CSS Grid vs Flexbox: A Love Letter to Both (But Mostly Grid)
Real talk about CSS layout from a developer who's made every mistake. Learn when to Grid, when to Flex, and why you're probably using the wrong one.
Confession: I Used Flexbox for Everything (And Regretted It)
Let me tell you about the dashboard I built last year. Beautiful design. Complex layout. Sidebar, header, main content area, widget grid, footer.
And I built the whole thing with Flexbox.
Nesting flex containers inside flex containers inside flex containers. Negative margins. flex-wrap with calculated percentages. Media queries out the wazoo. It worked... barely.
Then the designer wanted to swap the sidebar from left to right. On mobile only. With a different order on tablet.
I spent three hours wrestling with order properties and flex-direction when I could've just... changed a couple lines of CSS with Grid.
That's when I finally admitted: I was using Flexbox for things Grid does better.
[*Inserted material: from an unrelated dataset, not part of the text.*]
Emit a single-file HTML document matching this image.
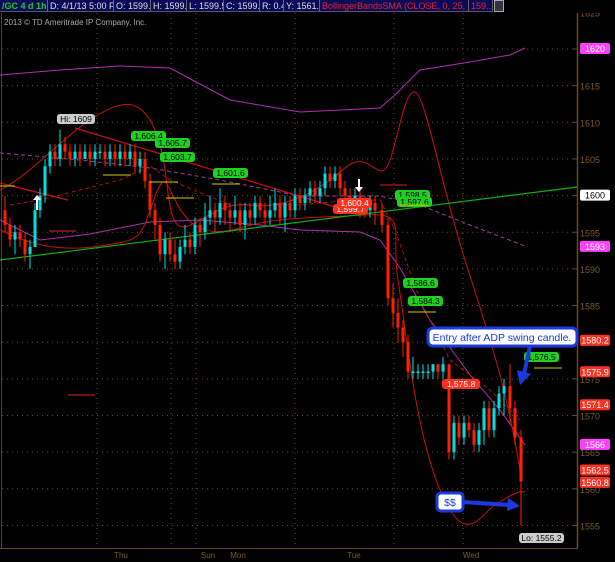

The One Thing That Finally Clicked
For the longest time, I thought Grid and Flexbox were competitors. Pick one, learn it, use it everywhere. Like choosing between React and Vue.
I was wrong. They're not competitors. They're teammates. But you gotta know which to use when.
The revelation:
- Flexbox = One dimension (row OR column)
- Grid = Two dimensions (rows AND columns together)
That's it. That's the whole thing. Once I really understood that, my layouts got so much cleaner.
When Flexbox Is the Right Choice (And Why I Love It)
Don't get me wrong—Flexbox is amazing. For certain things, it's still my go-to. Here's where it shines:
Navigation Bars (The Classic Use Case)
Navigation is inherently one-dimensional. Items flow in a line. Flexbox handles this beautifully:
.navbar {
display: flex;
justify-content: space-between;
align-items: center;
gap: 2rem;
}
.nav-links {
display: flex;
gap: 1rem;
list-style: none;
}
Could you use Grid here? Yeah, technically. But why? Flexbox expresses the intent better: "these items flow in a line with space between them."
Card Footers (The Margin Auto Trick)
This is my favorite Flexbox pattern. Cards with content that should push the footer to the bottom:
.card {
display: flex;
flex-direction: column;
height: 100%;
}
.card-content {
/* takes up available space */
}
.card-footer {
margin-top: auto; /* magic! pushes to bottom */
}
The margin-top: auto trick still makes me smile. So elegant.
Form Rows (Label + Input Side by Side)
.form-row {
display: flex;
gap: 1rem;
align-items: center;
}
.form-row label {
flex: 0 0 120px; /* fixed width, don't grow */
}
.form-row input {
flex: 1; /* take remaining space */
}
Simple, clean, works everywhere.
Centering (The Reason We All Learned Flexbox)
Still the best way to center anything:
.center-container {
display: flex;
justify-content: center;
align-items: center;
min-height: 100vh;
}
Three lines. Perfect centering. This is why Flexbox won our hearts.
When Grid Saves Your Sanity (Why I Use It More Now)
Okay, now the fun part. Grid is incredible for the stuff that used to make me want to quit frontend development.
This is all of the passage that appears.